Archipelagos 2.0. – Online-Archive and Cultural Memory in the Caribbean

Prof. Dr. Miriam Lay Brander

 

The question of the impact digital media have on cultural memory is among the most pressing issues in the cultural debate of our time. This contribution to the debate aims to pursue two goals in particular:

1) A theoretical approach to the current shift towards online memory practices in ethnically heterogeneous postcolonial communities, where questions of digital memory have so far received little attention.

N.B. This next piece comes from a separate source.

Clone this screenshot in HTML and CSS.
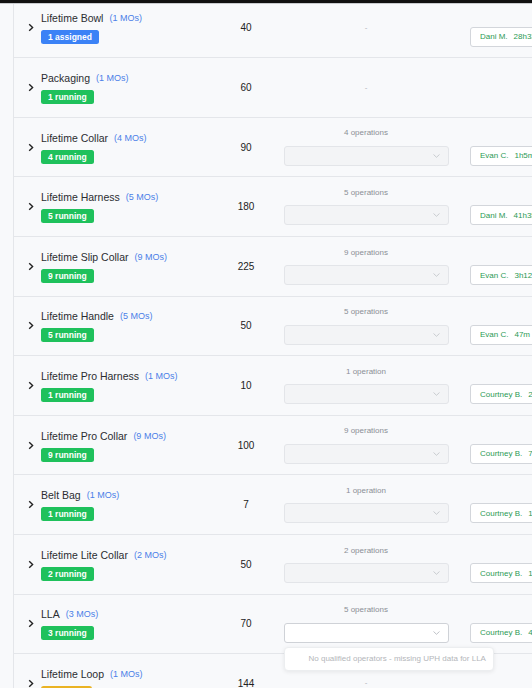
FILE: index.html
```html
<!DOCTYPE html>
<html>
<head>
<meta charset="utf-8">
<link rel="stylesheet" href="styles.css">
</head>
<body>
<div class="topbar"></div>
<div class="page">
  <div class="side"></div>
  <div class="list">

    <div class="row">
      <div class="chev"><svg width="6" height="9" viewBox="0 0 6 9"><path d="M1.2 1.2L4.6 4.5L1.2 7.8" fill="none" stroke="#222" stroke-width="1.4"/></svg></div>
      <div class="name"><div class="title">Lifetime Bowl<span class="mos">(1 MOs)</span></div><span class="badge blue">1 assigned</span></div>
      <div class="qty">40</div>
      <div class="ops"><span class="dash">-</span></div>
      <div class="opr"><div class="olabel"></div><div class="obox"><span>Dani M.</span><span class="time">28h33m</span></div></div>
    </div>

    <div class="row">
      <div class="chev"><svg width="6" height="9" viewBox="0 0 6 9"><path d="M1.2 1.2L4.6 4.5L1.2 7.8" fill="none" stroke="#222" stroke-width="1.4"/></svg></div>
      <div class="name"><div class="title">Packaging<span class="mos">(1 MOs)</span></div><span class="badge green">1 running</span></div>
      <div class="qty">60</div>
      <div class="ops"><span class="dash">-</span></div>
      <div class="opr"></div>
    </div>

    <div class="row">
      <div class="chev"><svg width="6" height="9" viewBox="0 0 6 9"><path d="M1.2 1.2L4.6 4.5L1.2 7.8" fill="none" stroke="#222" stroke-width="1.4"/></svg></div>
      <div class="name"><div class="title">Lifetime Collar<span class="mos">(4 MOs)</span></div><span class="badge green">4 running</span></div>
      <div class="qty">90</div>
      <div class="ops"><div class="olabel">4 operations</div><div class="select"><svg width="7" height="4" viewBox="0 0 7 4"><path d="M0.5 0.5L3.5 3.3L6.5 0.5" fill="none" stroke="#c4c7cc" stroke-width="0.9"/></svg></div></div>
      <div class="opr"><div class="olabel right">4 of 4</div><div class="obox"><span>Evan C.</span><span class="time">1h5m</span></div></div>
    </div>

    <div class="row">
      <div class="chev"><svg width="6" height="9" viewBox="0 0 6 9"><path d="M1.2 1.2L4.6 4.5L1.2 7.8" fill="none" stroke="#222" stroke-width="1.4"/></svg></div>
      <div class="name"><div class="title">Lifetime Harness<span class="mos">(5 MOs)</span></div><span class="badge green">5 running</span></div>
      <div class="qty">180</div>
      <div class="ops"><div class="olabel">5 operations</div><div class="select"><svg width="7" height="4" viewBox="0 0 7 4"><path d="M0.5 0.5L3.5 3.3L6.5 0.5" fill="none" stroke="#c4c7cc" stroke-width="0.9"/></svg></div></div>
      <div class="opr"><div class="olabel right">5 of 5</div><div class="obox"><span>Dani M.</span><span class="time">41h35m</span></div></div>
    </div>

    <div class="row">
      <div class="chev"><svg width="6" height="9" viewBox="0 0 6 9"><path d="M1.2 1.2L4.6 4.5L1.2 7.8" fill="none" stroke="#222" stroke-width="1.4"/></svg></div>
      <div class="name"><div class="title">Lifetime Slip Collar<span class="mos">(9 MOs)</span></div><span class="badge green">9 running</span></div>
      <div class="qty">225</div>
      <div class="ops"><div class="olabel">9 operations</div><div class="select"><svg width="7" height="4" viewBox="0 0 7 4"><path d="M0.5 0.5L3.5 3.3L6.5 0.5" fill="none" stroke="#c4c7cc" stroke-width="0.9"/></svg></div></div>
      <div class="opr"><div class="olabel right">1 of 9</div><div class="obox"><span>Evan C.</span><span class="time">3h12m</span></div></div>
    </div>

    <div class="row">
      <div class="chev"><svg width="6" height="9" viewBox="0 0 6 9"><path d="M1.2 1.2L4.6 4.5L1.2 7.8" fill="none" stroke="#222" stroke-width="1.4"/></svg></div>
      <div class="name"><div class="title">Lifetime Handle<span class="mos">(5 MOs)</span></div><span class="badge green">5 running</span></div>
      <div class="qty">50</div>
      <div class="ops"><div class="olabel">5 operations</div><div class="select"><svg width="7" height="4" viewBox="0 0 7 4"><path d="M0.5 0.5L3.5 3.3L6.5 0.5" fill="none" stroke="#c4c7cc" stroke-width="0.9"/></svg></div></div>
      <div class="opr"><div class="olabel right">1 of 5</div><div class="obox"><span>Evan C.</span><span class="time">47m +</span></div></div>
    </div>

    <div class="row">
      <div class="chev"><svg width="6" height="9" viewBox="0 0 6 9"><path d="M1.2 1.2L4.6 4.5L1.2 7.8" fill="none" stroke="#222" stroke-width="1.4"/></svg></div>
      <div class="name"><div class="title">Lifetime Pro Harness<span class="mos">(1 MOs)</span></div><span class="badge green">1 running</span></div>
      <div class="qty">10</div>
      <div class="ops"><div class="olabel">1 operation</div><div class="select"><svg width="7" height="4" viewBox="0 0 7 4"><path d="M0.5 0.5L3.5 3.3L6.5 0.5" fill="none" stroke="#c4c7cc" stroke-width="0.9"/></svg></div></div>
      <div class="opr"><div class="olabel right"></div><div class="obox"><span>Courtney B.</span><span class="time">27m</span></div></div>
    </div>

    <div class="row">
      <div class="chev"><svg width="6" height="9" viewBox="0 0 6 9"><path d="M1.2 1.2L4.6 4.5L1.2 7.8" fill="none" stroke="#222" stroke-width="1.4"/></svg></div>
      <div class="name"><div class="title">Lifetime Pro Collar<span class="mos">(9 MOs)</span></div><span class="badge green">9 running</span></div>
      <div class="qty">100</div>
      <div class="ops"><div class="olabel">9 operations</div><div class="select"><svg width="7" height="4" viewBox="0 0 7 4"><path d="M0.5 0.5L3.5 3.3L6.5 0.5" fill="none" stroke="#c4c7cc" stroke-width="0.9"/></svg></div></div>
      <div class="opr"><div class="olabel right">5 of 9</div><div class="obox"><span>Courtney B.</span><span class="time">7h</span></div></div>
    </div>

    <div class="row">
      <div class="chev"><svg width="6" height="9" viewBox="0 0 6 9"><path d="M1.2 1.2L4.6 4.5L1.2 7.8" fill="none" stroke="#222" stroke-width="1.4"/></svg></div>
      <div class="name"><div class="title">Belt Bag<span class="mos">(1 MOs)</span></div><span class="badge green">1 running</span></div>
      <div class="qty">7</div>
      <div class="ops"><div class="olabel">1 operation</div><div class="select"><svg width="7" height="4" viewBox="0 0 7 4"><path d="M0.5 0.5L3.5 3.3L6.5 0.5" fill="none" stroke="#c4c7cc" stroke-width="0.9"/></svg></div></div>
      <div class="opr"><div class="olabel right">3 of 1</div><div class="obox"><span>Courtney B.</span><span class="time">1d</span></div></div>
    </div>

    <div class="row">
      <div class="chev"><svg width="6" height="9" viewBox="0 0 6 9"><path d="M1.2 1.2L4.6 4.5L1.2 7.8" fill="none" stroke="#222" stroke-width="1.4"/></svg></div>
      <div class="name"><div class="title">Lifetime Lite Collar<span class="mos">(2 MOs)</span></div><span class="badge green">2 running</span></div>
      <div class="qty">50</div>
      <div class="ops"><div class="olabel">2 operations</div><div class="select"><svg width="7" height="4" viewBox="0 0 7 4"><path d="M0.5 0.5L3.5 3.3L6.5 0.5" fill="none" stroke="#c4c7cc" stroke-width="0.9"/></svg></div></div>
      <div class="opr"><div class="olabel right">3 of 2</div><div class="obox"><span>Courtney B.</span><span class="time">1h</span></div></div>
    </div>

    <div class="row">
      <div class="chev"><svg width="6" height="9" viewBox="0 0 6 9"><path d="M1.2 1.2L4.6 4.5L1.2 7.8" fill="none" stroke="#222" stroke-width="1.4"/></svg></div>
      <div class="name"><div class="title">LLA<span class="mos">(3 MOs)</span></div><span class="badge green">3 running</span></div>
      <div class="qty">70</div>
      <div class="ops"><div class="olabel">5 operations</div>
        <div class="select open"><svg width="7" height="4" viewBox="0 0 7 4"><path d="M0.5 0.5L3.5 3.3L6.5 0.5" fill="none" stroke="#b9bcc2" stroke-width="0.9"/></svg>
          <div class="menu">No qualified operators - missing UPH data for LLA</div>
        </div>
      </div>
      <div class="opr"><div class="olabel right">3 of 5</div><div class="obox"><span>Courtney B.</span><span class="time">4h</span></div></div>
    </div>

    <div class="row">
      <div class="chev"><svg width="6" height="9" viewBox="0 0 6 9"><path d="M1.2 1.2L4.6 4.5L1.2 7.8" fill="none" stroke="#222" stroke-width="1.4"/></svg></div>
      <div class="name"><div class="title">Lifetime Loop<span class="mos">(1 MOs)</span></div><span class="badge yellow">1 paused</span></div>
      <div class="qty">144</div>
      <div class="ops"><span class="dash">-</span></div>
      <div class="opr"></div>
    </div>

  </div>
</div>
</body>
</html>
```
FILE: styles.css
```css
html, body {
  margin: 0;
  padding: 0;
  width: 532px;
  height: 688px;
  overflow: hidden;
  background: #f8f9fb;
  font-family: "Liberation Sans", Arial, sans-serif;
}
.topbar {
  position: absolute;
  top: 0;
  left: 0;
  right: 0;
  height: 3px;
  background: #111;
  border-bottom: 1px solid #c9cbcf;
  z-index: 5;
}
.page {
  display: flex;
  height: 688px;
}
.side {
  width: 13px;
  flex: none;
  border-right: 1px solid #e4e6ea;
  background: #f8f9fb;
}
.list {
  flex: 1;
  margin-top: -1.4px;
  min-width: 0;
}
.row {
  display: grid;
  grid-template-columns: 27px 175px 60px 180px 170px;
  height: 59.6px;
  box-sizing: border-box;
  border-bottom: 1px solid #e4e6ea;
  align-items: center;
}
.chev {
  padding-left: 14px;
  display: flex;
  align-items: center;
}
.chev svg { display: block; }
.name {
  display: flex;
  flex-direction: column;
  align-items: flex-start;
}
.title {
  font-size: 10.5px;
  line-height: 14px;
  color: #2b2d31;
  margin-bottom: 4px;
  white-space: nowrap;
}
.mos {
  font-size: 9px;
  color: #4b7fe8;
  margin-left: 6px;
  position: relative;
  top: -1px;
}
.badge {
  display: inline-block;
  height: 14px;
  line-height: 14px;
  padding: 0 7px;
  border-radius: 2.5px;
  font-size: 8.5px;
  font-weight: bold;
  color: #fff;
  white-space: nowrap;
}
.badge.blue { background: #3b82f6; }
.badge.green { background: #1fc15c; }
.badge.yellow { background: #eab324; }
.qty {
  text-align: center;
  font-size: 10px;
  color: #222;
}
.ops {
  display: flex;
  flex-direction: column;
  align-items: center;
  justify-content: center;
}
.dash {
  font-size: 8px;
  color: #b0b3b8;
  line-height: 10px;
}
.olabel {
  font-size: 8px;
  line-height: 10px;
  height: 10px;
  color: #8b8f96;
  margin-bottom: 7.5px;
  white-space: nowrap;
}
.olabel.right {
  padding-left: 74px;
}
.select {
  position: relative;
  width: 165px;
  height: 20px;
  box-sizing: border-box;
  border: 1px solid #e3e5e9;
  border-radius: 3px;
  background: #f3f4f6;
  display: flex;
  align-items: center;
  justify-content: flex-end;
  padding-right: 8px;
}
.select svg { display: block; }
.select.open {
  background: #fff;
  border-color: #cfd2d7;
}
.menu {
  position: absolute;
  top: 23.5px;
  left: -1px;
  width: 210px;
  height: 24px;
  box-sizing: border-box;
  background: #fff;
  border: 1px solid #eceef0;
  border-radius: 4px;
  box-shadow: 0 1px 4px rgba(0, 0, 0, 0.08);
  font-size: 8px;
  line-height: 22px;
  color: #b4b6ba;
  padding-left: 24px;
  white-space: nowrap;
  z-index: 3;
}
.opr {
  padding-left: 14px;
  display: flex;
  flex-direction: column;
  justify-content: center;
  align-self: stretch;
  overflow: hidden;
}
.opr .olabel { margin-bottom: 7.5px; }
.obox {
  width: 150px;
  height: 20px;
  box-sizing: border-box;
  border: 1px solid #d3d6db;
  border-radius: 3px;
  background: #fff;
  display: flex;
  align-items: center;
  padding-left: 9px;
  font-size: 8px;
  color: #2c9a55;
  white-space: nowrap;
}
.obox .time { margin-left: 6px; }
.opr:empty { }
```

2) An investigation into the increasing significance of structured online-databases as well as responses to them in social media regarding enacting and valorising cultural memory. This approach is based on a corpus of online-archives, which will provide information on mechanisms of selection, transcoding, storage and online circulation of material on the respective societies’ past and heritage.

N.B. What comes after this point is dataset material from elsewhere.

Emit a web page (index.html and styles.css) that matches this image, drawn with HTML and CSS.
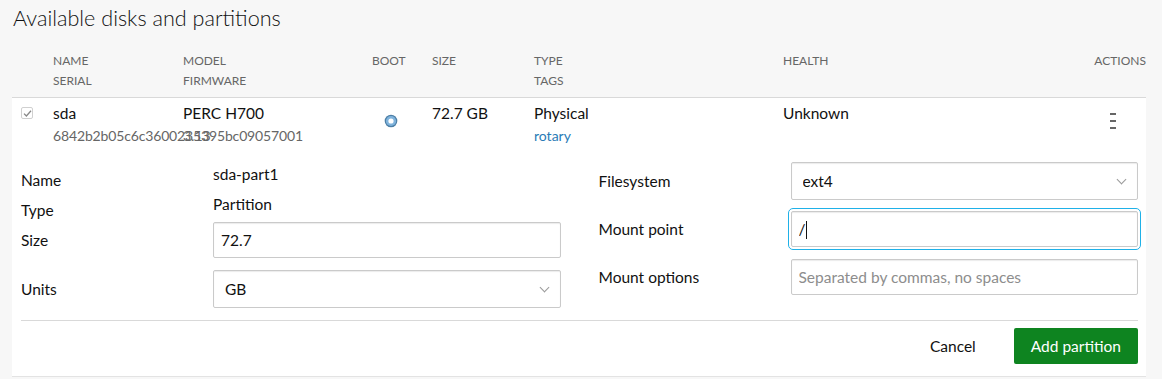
FILE: index.html
```html
<!DOCTYPE html>
<html>
<head>
    <title>Available disks and partitions</title>
    <link rel="stylesheet" href="styles.css">
</head>
<body>
    <h2 class="title">Available disks and partitions</h2>

    <div class="disks">
        <!-- Column headers -->
        <div class="disk-row disk-head">
            <div></div>
            <div>Name<br>Serial</div>
            <div>Model<br>Firmware</div>
            <div>Boot</div>
            <div>Size</div>
            <div>Type<br>Tags</div>
            <div>Health</div>
            <div class="right">Actions</div>
        </div>

        <div class="panel">
            <div class="disk-row disk-item">
                <div>
                    <span class="check">
                        <svg width="9" height="9" viewBox="0 0 9 9"><path d="M1 4.6 L3.4 7 L8 1.8" fill="none" stroke="#888" stroke-width="1.3"/></svg>
                    </span>
                </div>
                <div class="cell">
                    <div class="main">sda</div>
                    <div class="sub serial">6842b2b05c6c3600235395bc09057001</div>
                </div>
                <div class="cell">
                    <div class="main">PERC H700</div>
                    <div class="sub">3.13</div>
                </div>
                <div class="cell">
                    <svg class="boot" width="14" height="14" viewBox="0 0 14 14">
                        <circle cx="7" cy="7" r="6.3" fill="#4d7fa6"/>
                        <circle cx="7" cy="7" r="5.1" fill="#7fb3dc"/>
                        <circle cx="7" cy="7" r="2.6" fill="#ffffff"/>
                    </svg>
                </div>
                <div class="cell"><div class="main">72.7 GB</div></div>
                <div class="cell">
                    <div class="main">Physical</div>
                    <div class="sub"><a class="tag" href="#">rotary</a></div>
                </div>
                <div class="cell"><div class="main">Unknown</div></div>
                <div class="cell">
                    <svg class="kebab" width="6" height="16" viewBox="0 0 6 16">
                        <rect x="0" y="0" width="6" height="2" fill="#666"/>
                        <rect x="0" y="7" width="6" height="2" fill="#666"/>
                        <rect x="0" y="14" width="6" height="2" fill="#666"/>
                    </svg>
                </div>
            </div>

            <form class="partition-form">
                <div class="form-cols">
                    <div class="form-col">
                        <div class="field text-field">
                            <span class="label">Name</span>
                            <span class="value">sda-part1</span>
                        </div>
                        <div class="field text-field">
                            <span class="label">Type</span>
                            <span class="value">Partition</span>
                        </div>
                        <div class="field">
                            <label class="label" for="size">Size</label>
                            <input class="input" id="size" type="text" value="72.7">
                        </div>
                        <div class="field">
                            <label class="label" for="units">Units</label>
                            <div class="select">
                                <select id="units">
                                    <option>GB</option>
                                </select>
                            </div>
                        </div>
                    </div>

                    <div class="form-col">
                        <div class="field field-select">
                            <label class="label" for="fs">Filesystem</label>
                            <div class="select">
                                <select id="fs">
                                    <option>ext4</option>
                                </select>
                            </div>
                        </div>
                        <div class="field">
                            <label class="label" for="mount">Mount point</label>
                            <div class="caret-wrap">
                                <input class="input is-focused" id="mount" type="text" value="/">
                            </div>
                        </div>
                        <div class="field">
                            <label class="label" for="opts">Mount options</label>
                            <input class="input" id="opts" type="text" placeholder="Separated by commas, no spaces">
                        </div>
                    </div>
                </div>

                <div class="form-actions">
                    <button type="button" class="btn-link">Cancel</button>
                    <button type="button" class="btn-positive">Add partition</button>
                </div>
            </form>
        </div>
    </div>
</body>
</html>
```

FILE: styles.css
```css
body {
    margin: 0;
    background: #f7f7f7;
    color: #111111;
    font-family: Lato, "Liberation Sans", sans-serif;
    font-size: 15.5px;
}

.title {
    margin: 0;
    padding-left: 13px;
    font-size: 21.6px;
    font-weight: 300;
    line-height: 36px;
}

.disks {
    margin: 0 16px 0 12px;
}

.disk-row {
    display: grid;
    grid-template-columns: 32px 130px 189px 60px 102px 249px 1fr 52px;
    padding-left: 9px;
}

.disk-head {
    padding-top: 15px;
    padding-bottom: 6px;
    border-bottom: 1px solid #d9d9d9;
    color: #666666;
    font-size: 12px;
    line-height: 20px;
    text-transform: uppercase;
}

.disk-head .right {
    text-align: right;
}

.panel {
    background: #ffffff;
    border-bottom: 1px solid #e3e3e3;
}

.disk-item {
    padding-top: 3px;
}

.cell {
    white-space: nowrap;
}

.main {
    line-height: 24px;
}

.sub {
    color: #666666;
    font-size: 14px;
    line-height: 21px;
}

.serial {
    letter-spacing: -0.15px;
}

.tag {
    color: #2a7bb6;
    text-decoration: none;
}

.check {
    display: flex;
    align-items: center;
    justify-content: center;
    width: 12px;
    height: 12px;
    margin-top: 6px;
    border: 1px solid #d0d0d0;
    border-radius: 2px;
    box-sizing: border-box;
}

.boot {
    display: block;
    margin: 13px 0 0 12px;
}

.kebab {
    display: block;
    margin: 12px 0 0 16px;
}

/* Add partition form */
.partition-form {
    padding: 16px 8px 0 9px;
}

.form-cols {
    display: grid;
    grid-template-columns: 1fr 1fr;
    gap: 38px;
    align-items: start;
}

.field {
    display: grid;
    grid-template-columns: 192px 1fr;
    align-items: center;
    margin-bottom: 12px;
}

.field:last-child {
    margin-bottom: 0;
}

.field-select {
    margin-bottom: 11px;
}

.text-field {
    align-items: start;
    height: 30px;
    margin-bottom: 0;
}

.text-field .label {
    padding-top: 6px;
}

.label,
.value {
    line-height: 24px;
}

.input,
.select select {
    width: 100%;
    box-sizing: border-box;
    border: 1px solid #cacaca;
    border-radius: 2px;
    box-shadow: inset 0 1px 1px rgba(0, 0, 0, 0.08);
    background: #ffffff;
    color: #111111;
    font-family: inherit;
    font-size: 15.5px;
}

.input {
    height: 36px;
    padding: 0 7px;
}

.input::placeholder {
    color: #8d8d8d;
}

.input.is-focused {
    outline: 1px solid #1fb1e8;
    outline-offset: 2px;
}

.caret-wrap {
    position: relative;
}

.caret-wrap::after {
    content: "";
    position: absolute;
    left: 15px;
    top: 10px;
    width: 1px;
    height: 18px;
    background: #111111;
}

.select {
    position: relative;
}

.select select {
    height: 38px;
    padding: 0 11px;
    appearance: none;
    -webkit-appearance: none;
}

.select::after {
    content: "";
    position: absolute;
    right: 13px;
    top: 14px;
    width: 6px;
    height: 6px;
    border-right: 1px solid #9a9a9a;
    border-bottom: 1px solid #9a9a9a;
    transform: rotate(45deg);
}

.form-actions {
    display: flex;
    justify-content: flex-end;
    gap: 21px;
    margin-top: 12px;
    padding: 7px 0 12px;
    border-top: 1px solid #d9d9d9;
}

.form-actions button {
    height: 36px;
    padding: 0 17px;
    border: none;
    border-radius: 2px;
    font-family: inherit;
    font-size: 15.5px;
    cursor: pointer;
}

.btn-link {
    background: transparent;
    color: #111111;
}

.btn-positive {
    background: #0e8420;
    color: #ffffff;
}
```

Informed by current approaches from digital memory studies, this project aims to investigate the interplay between the material components of online-archives and their social dimension in processes of memory making. It takes as its focus the exemplary case of the Caribbean, which has been a ‘laboratory of globalization’ for centuries due to the region’s long history of massive (forced) migration and the subsequently high cultural diversity. The analysis of multimodal and hypermodal structures of content on Caribbean history and heritage in the Internet will shed light on the largely underexamined relation between cultural memory and digitisation in the Caribbean and provide a first account of how digital archives shape the relation of multiethnic, postcolonial societies with their fragmented history and heritage.